▶ STATED EXERCISE:
Skip the pictures and quote all of the lines exactly.

*** AVAILABLE DATA ***

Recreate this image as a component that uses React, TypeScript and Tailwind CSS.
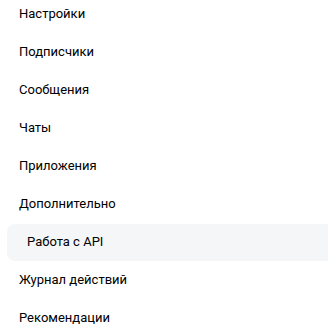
import React from 'react';

const items = [
  'Настройки',
  'Подписчики',
  'Сообщения',
  'Чаты',
  'Приложения',
  'Дополнительно',
  'Работа с API',
  'Журнал действий',
  'Рекомендации',
];

export default function App() {
  const active = 'Работа с API';
  return (
    <div className="w-[328px] h-[335px] overflow-hidden bg-white font-['Roboto',sans-serif] text-[13px] text-[#000000]">
      <div className="flex flex-col -mt-[5px]">
        {items.map((label) =>
          label === active ? (
            <div key={label} className="h-[38px] flex items-center">
              <div className="ml-[7px] -mr-4 flex-1 h-[37px] flex items-center pl-[20px] rounded-lg bg-[#f5f6f8]">
                {label}
              </div>
            </div>
          ) : (
            <div key={label} className="h-[38px] flex items-center pl-[19px]">
              {label}
            </div>
          )
        )}
      </div>
    </div>
  );
}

***

▶ EXERCISE ANSWER:
Recreate this image as a component that uses React, TypeScript and Tailwind CSS.
import React from 'react';

const items = [
  'Настройки',
  'Подписчики',
  'Сообщения',
  'Чаты',
  'Приложения',
  'Дополнительно',
  'Работа с API',
  'Журнал действий',
  'Рекомендации',
];

export default function App() {
  const active = 'Работа с API';
  return (
    <div className="w-[328px] h-[335px] overflow-hidden bg-white font-['Roboto',sans-serif] text-[13px] text-[#000000]">
      <div className="flex flex-col -mt-[5px]">
        {items.map((label) =>
          label === active ? (
            <div key={label} className="h-[38px] flex items-center">
              <div className="ml-[7px] -mr-4 flex-1 h-[37px] flex items-center pl-[20px] rounded-lg bg-[#f5f6f8]">
                {label}
              </div>
            </div>
          ) : (
            <div key={label} className="h-[38px] flex items-center pl-[19px]">
              {label}
            </div>
          )
        )}
      </div>
    </div>
  );
}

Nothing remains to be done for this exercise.